To be done>
Return each line containing "this".

Data shown>
* start *

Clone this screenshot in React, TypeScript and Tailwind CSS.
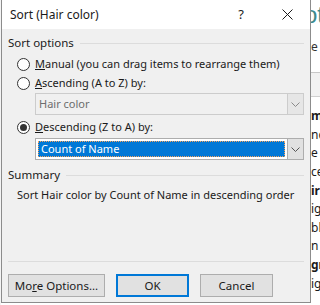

* end *
* start *

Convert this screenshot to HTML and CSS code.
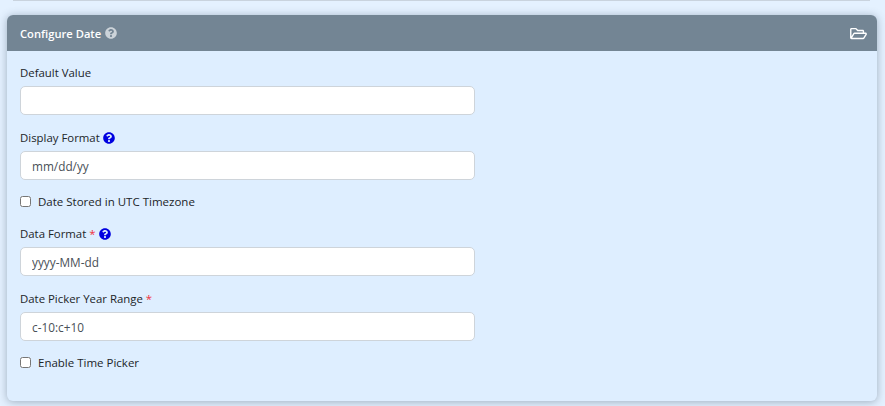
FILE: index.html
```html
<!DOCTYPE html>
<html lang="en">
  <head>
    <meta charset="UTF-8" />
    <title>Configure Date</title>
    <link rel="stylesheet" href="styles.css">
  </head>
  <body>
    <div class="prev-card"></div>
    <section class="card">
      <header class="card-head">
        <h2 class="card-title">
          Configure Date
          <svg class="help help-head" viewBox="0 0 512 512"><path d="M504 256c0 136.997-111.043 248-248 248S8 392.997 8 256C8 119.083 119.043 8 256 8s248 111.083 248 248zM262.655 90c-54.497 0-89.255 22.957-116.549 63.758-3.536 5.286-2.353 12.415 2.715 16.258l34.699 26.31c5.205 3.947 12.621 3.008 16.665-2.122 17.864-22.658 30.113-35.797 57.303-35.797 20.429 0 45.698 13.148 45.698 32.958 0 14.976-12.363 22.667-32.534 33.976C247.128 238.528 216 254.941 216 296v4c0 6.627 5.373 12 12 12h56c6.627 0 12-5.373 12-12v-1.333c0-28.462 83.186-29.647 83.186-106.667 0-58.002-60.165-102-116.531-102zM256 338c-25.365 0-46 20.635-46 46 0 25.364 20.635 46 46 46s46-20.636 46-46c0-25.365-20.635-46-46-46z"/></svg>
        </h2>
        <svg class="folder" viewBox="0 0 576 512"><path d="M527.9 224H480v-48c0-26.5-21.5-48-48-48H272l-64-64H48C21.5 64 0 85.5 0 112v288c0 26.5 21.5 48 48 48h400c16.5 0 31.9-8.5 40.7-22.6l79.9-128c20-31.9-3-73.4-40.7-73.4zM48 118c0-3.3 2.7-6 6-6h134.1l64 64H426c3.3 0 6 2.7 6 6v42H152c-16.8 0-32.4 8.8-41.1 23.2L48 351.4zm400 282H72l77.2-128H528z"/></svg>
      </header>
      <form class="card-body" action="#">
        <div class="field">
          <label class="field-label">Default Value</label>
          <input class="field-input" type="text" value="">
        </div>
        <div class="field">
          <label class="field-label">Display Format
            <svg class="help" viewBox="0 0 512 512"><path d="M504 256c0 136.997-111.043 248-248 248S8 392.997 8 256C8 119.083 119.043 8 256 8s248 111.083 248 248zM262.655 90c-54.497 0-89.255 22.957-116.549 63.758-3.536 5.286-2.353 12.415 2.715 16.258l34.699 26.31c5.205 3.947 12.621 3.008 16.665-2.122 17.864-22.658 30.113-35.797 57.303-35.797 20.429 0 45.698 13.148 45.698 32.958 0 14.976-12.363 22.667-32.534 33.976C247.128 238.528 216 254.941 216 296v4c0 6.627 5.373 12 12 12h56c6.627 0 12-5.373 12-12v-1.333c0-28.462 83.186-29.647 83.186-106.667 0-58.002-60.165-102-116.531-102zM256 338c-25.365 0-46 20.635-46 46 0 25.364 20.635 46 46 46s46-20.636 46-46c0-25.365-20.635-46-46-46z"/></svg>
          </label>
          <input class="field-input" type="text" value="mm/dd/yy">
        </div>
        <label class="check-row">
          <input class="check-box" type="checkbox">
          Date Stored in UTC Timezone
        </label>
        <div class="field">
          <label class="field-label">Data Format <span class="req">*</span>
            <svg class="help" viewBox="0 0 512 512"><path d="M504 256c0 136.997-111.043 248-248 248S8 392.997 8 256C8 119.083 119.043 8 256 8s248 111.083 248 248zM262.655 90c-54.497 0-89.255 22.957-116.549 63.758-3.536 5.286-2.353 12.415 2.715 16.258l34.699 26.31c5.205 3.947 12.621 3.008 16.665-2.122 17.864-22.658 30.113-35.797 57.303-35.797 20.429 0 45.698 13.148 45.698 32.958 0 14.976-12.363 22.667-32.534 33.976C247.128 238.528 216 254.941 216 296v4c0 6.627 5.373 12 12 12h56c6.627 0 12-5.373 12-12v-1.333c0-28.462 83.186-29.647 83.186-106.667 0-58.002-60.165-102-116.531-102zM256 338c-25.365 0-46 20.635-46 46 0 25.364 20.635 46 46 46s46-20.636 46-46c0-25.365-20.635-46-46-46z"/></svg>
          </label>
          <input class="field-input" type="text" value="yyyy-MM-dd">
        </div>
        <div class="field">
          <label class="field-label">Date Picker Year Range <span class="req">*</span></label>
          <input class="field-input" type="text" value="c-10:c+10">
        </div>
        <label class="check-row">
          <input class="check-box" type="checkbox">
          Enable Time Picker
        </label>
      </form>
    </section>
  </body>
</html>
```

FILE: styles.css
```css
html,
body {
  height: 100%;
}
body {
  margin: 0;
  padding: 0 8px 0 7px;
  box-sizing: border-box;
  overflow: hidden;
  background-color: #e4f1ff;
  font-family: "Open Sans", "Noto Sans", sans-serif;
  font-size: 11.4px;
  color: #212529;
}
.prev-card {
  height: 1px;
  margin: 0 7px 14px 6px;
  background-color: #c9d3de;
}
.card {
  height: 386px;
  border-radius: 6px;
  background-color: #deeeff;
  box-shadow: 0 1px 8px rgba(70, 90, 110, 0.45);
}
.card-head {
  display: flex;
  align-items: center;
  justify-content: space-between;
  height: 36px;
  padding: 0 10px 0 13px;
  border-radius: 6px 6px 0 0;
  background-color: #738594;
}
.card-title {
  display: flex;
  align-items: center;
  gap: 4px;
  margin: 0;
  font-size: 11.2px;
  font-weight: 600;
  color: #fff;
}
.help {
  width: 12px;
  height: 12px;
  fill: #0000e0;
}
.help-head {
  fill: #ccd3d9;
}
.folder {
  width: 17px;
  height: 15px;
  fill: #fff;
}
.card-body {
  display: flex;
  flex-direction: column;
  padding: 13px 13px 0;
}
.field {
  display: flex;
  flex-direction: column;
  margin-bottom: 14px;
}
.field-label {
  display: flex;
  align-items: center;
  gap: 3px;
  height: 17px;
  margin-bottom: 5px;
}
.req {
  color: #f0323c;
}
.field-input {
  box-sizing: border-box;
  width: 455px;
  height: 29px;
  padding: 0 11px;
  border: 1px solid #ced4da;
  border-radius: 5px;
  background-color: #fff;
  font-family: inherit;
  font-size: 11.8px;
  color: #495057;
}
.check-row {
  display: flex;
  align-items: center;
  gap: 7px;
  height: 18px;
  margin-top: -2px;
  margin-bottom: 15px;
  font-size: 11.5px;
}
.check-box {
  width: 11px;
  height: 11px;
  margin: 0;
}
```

* end *

Response>
Clone this screenshot in React, TypeScript and Tailwind CSS.
Convert this screenshot to HTML and CSS code.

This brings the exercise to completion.